Subíamos a rua General Humberto Delgado. Joaquim Terroso, como na semana anterior tinha manifestado, não abdicava de visitar o alto-relevo do “General sem Medo”. Notámos que as pernas já não o ajudavam, apesar de não querer dar parte de fraco. Próximo da peça escultórica ensaiou um gesto de continência à boa maneira militar. Depois, curvou-se sentidamente e logo se afastou para continuarmos o nosso percurso, previamente estabelecido. Não resistimos a dizer-lhe que Humberto Delgado tinha sido um fiel servidor do Estado Novo, antes de ser oposicionista.
– Nunca desistam de ver o Ser Humano a trilhar o caminho do bem. Nunca é tarde para fazer dum homem insensível e preocupado consigo próprio num homem de causas. E de forma simples, simpática e pedagógica, convidou-nos a não parar.
Mas paramos no andar superior do Shopping, para que pudesse mirar a bonita Avenida dos Combatentes.
– Meu pai recordava-se da sua abertura, em 1917. Disso nos falava amiúde. Ficou aberta ao trânsito, com piso e passeio para peões em 1920.
– É verdade Senhor Joaquim… mirou-nos e disse: “tratem-me por amigo Joaquim. Sinto-me melhor”. Anuímos sorridentes e continuamos: sabe, há pouco mais de dois anos, mais concretamente na nossa edição nº 16 de 09/05/2019, escrevemos sobre uma conferência realizada no Auditório do IPVC, onde se falou desta obra monumental.
– Sim!? Não me lembro de ter lido. Então conte-me.
– Vamos a isso, porque assim abreviamo-nos e podemos prosseguir caminho, respondemos.

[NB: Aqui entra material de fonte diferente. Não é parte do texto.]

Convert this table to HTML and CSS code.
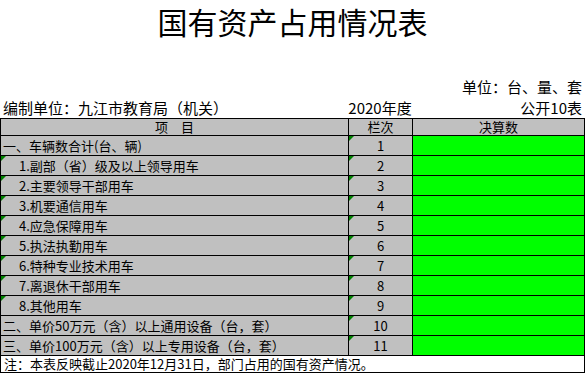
FILE: index.html
```html
<!DOCTYPE html>
<html lang="zh">
<head>
<meta charset="utf-8">
<link rel="stylesheet" href="styles.css">
</head>
<body>
<div class="page">
  <h1 class="title">国有资产占用情况表</h1>
  <div class="unit-line">单位：台、量、套</div>
  <div class="meta">
    <span class="org">编制单位：九江市教育局（机关）</span>
    <span class="year">2020年度</span>
    <span class="code">公开10表</span>
  </div>
  <div class="sheet">
    <div class="cell head">项　目</div>
    <div class="cell head">栏次</div>
    <div class="cell head">决算数</div>

    <div class="cell label">一、车辆数合计(台、辆)</div>
    <div class="cell num mark">1</div>
    <div class="cell val"></div>

    <div class="cell label sub mark">1.副部（省）级及以上领导用车</div>
    <div class="cell num mark">2</div>
    <div class="cell val"></div>

    <div class="cell label sub mark">2.主要领导干部用车</div>
    <div class="cell num mark">3</div>
    <div class="cell val"></div>

    <div class="cell label sub mark">3.机要通信用车</div>
    <div class="cell num mark">4</div>
    <div class="cell val"></div>

    <div class="cell label sub mark">4.应急保障用车</div>
    <div class="cell num mark">5</div>
    <div class="cell val"></div>

    <div class="cell label sub mark">5.执法执勤用车</div>
    <div class="cell num mark">6</div>
    <div class="cell val"></div>

    <div class="cell label sub mark">6.特种专业技术用车</div>
    <div class="cell num mark">7</div>
    <div class="cell val"></div>

    <div class="cell label sub mark">7.离退休干部用车</div>
    <div class="cell num mark">8</div>
    <div class="cell val"></div>

    <div class="cell label sub mark">8.其他用车</div>
    <div class="cell num mark">9</div>
    <div class="cell val"></div>

    <div class="cell label">二、单价50万元（含）以上通用设备（台，套）</div>
    <div class="cell num mark">10</div>
    <div class="cell val"></div>

    <div class="cell label">三、单价100万元（含）以上专用设备（台，套）</div>
    <div class="cell num mark">11</div>
    <div class="cell val"></div>

    <div class="cell note">注：本表反映截止2020年12月31日，部门占用的国有资产情况。</div>
  </div>
</div>
</body>
</html>
```

FILE: styles.css
```css
html, body {
  margin: 0;
  padding: 0;
  background: #ffffff;
}
body {
  font-family: "Noto Sans CJK SC", "Noto Sans", sans-serif;
  color: #000000;
}
.page {
  width: 585px;
}
.title {
  margin: 0;
  height: 42px;
  font-size: 30px;
  font-weight: normal;
  line-height: 42px;
  text-align: center;
}
.unit-line {
  margin-top: 35px;
  height: 20px;
  font-size: 15px;
  line-height: 20px;
  text-align: right;
  padding-right: 3px;
}
.meta {
  display: grid;
  grid-template-columns: 348px 64px 1fr;
  height: 21px;
  font-size: 15px;
  line-height: 21px;
}
.org {
  padding-left: 3px;
}
.year {
  text-align: center;
}
.code {
  text-align: right;
  padding-right: 3px;
}
.sheet {
  display: grid;
  grid-template-columns: 347px 63px 171px;
  grid-template-rows: 16px repeat(11, 19px) 16px;
  gap: 1px;
  padding: 1px;
  background: #000000;
  font-size: 13px;
}
.cell {
  position: relative;
  background: #c0c0c0;
  line-height: 19px;
  white-space: nowrap;
}
.head {
  line-height: 16px;
  text-align: center;
}
.label {
  padding-left: 2px;
}
.label.sub {
  padding-left: 18px;
}
.num {
  text-align: center;
}
.val {
  background: #00ff00;
}
.note {
  grid-column: 1 / 4;
  background: #ffffff;
  line-height: 16px;
  padding-left: 3px;
}
.mark::before {
  content: "";
  position: absolute;
  left: 0;
  top: 0;
  width: 0;
  height: 0;
  border-top: 5px solid #008000;
  border-right: 5px solid transparent;
}
```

Um ano antes da chegada do comboio a Viana, que se verificou a 30 de junho de 1878, já se pensava na construção de uma via fluída que desse acesso ao Porto de Mar, que, apesar de bem longe dos tempos de grande porto nacional que tinha sido, se apresentava ainda como instrumento para o relançamento da economia da região. Por isso, o assunto foi para debate ainda antes da ferrovia cá chegar. Mas como é próprio dos vianenses, o assunto foi-se arrastando, tanto mais porque nada pacífico, uma vez que havia várias casas para demolir e novas artérias para abrir, para além da avenida principal.
Foram quatro décadas de indefinições, mas a obra arrancou mesmo. Aprovada pelo governo em janeiro de 1917, iniciou-se de imediato e, ainda nesse ano, mesmo em terra batida, nela circularam pessoas e carros. A pavimentação da via e dos passeios só ficou pronta em 1920, ano em que se iniciaram as primeiras construções, com referência para o edifício da Cruz Vermelha. Em 1926, já era possível conviver com árvores por onde circulavam os transeuntes.
Para fazer vingar este projeto, foi preciso eliminar quatro ruas (Cabaças, Gonçalo Afonso, Fornos e S. João), mais um largo, e demolir 80 fogos, deixando sem teto muitos moradores, que se pensou em abrigá-los em bairro social a construir no Cais-Novo, projeto não concretizado. A partir daqui, Viana tinha mais um instrumento urbano para se modernizar e evoluir economicamente. A modernização no plano urbanístico foi acontecendo, mas no plano económico os resultados foram bem mais lentos, como ainda hoje podemos constatar.
Temos dito Senhor Joaquim. Até para a semana. Acenou, e partiu feliz. Via-se-lhe no rosto.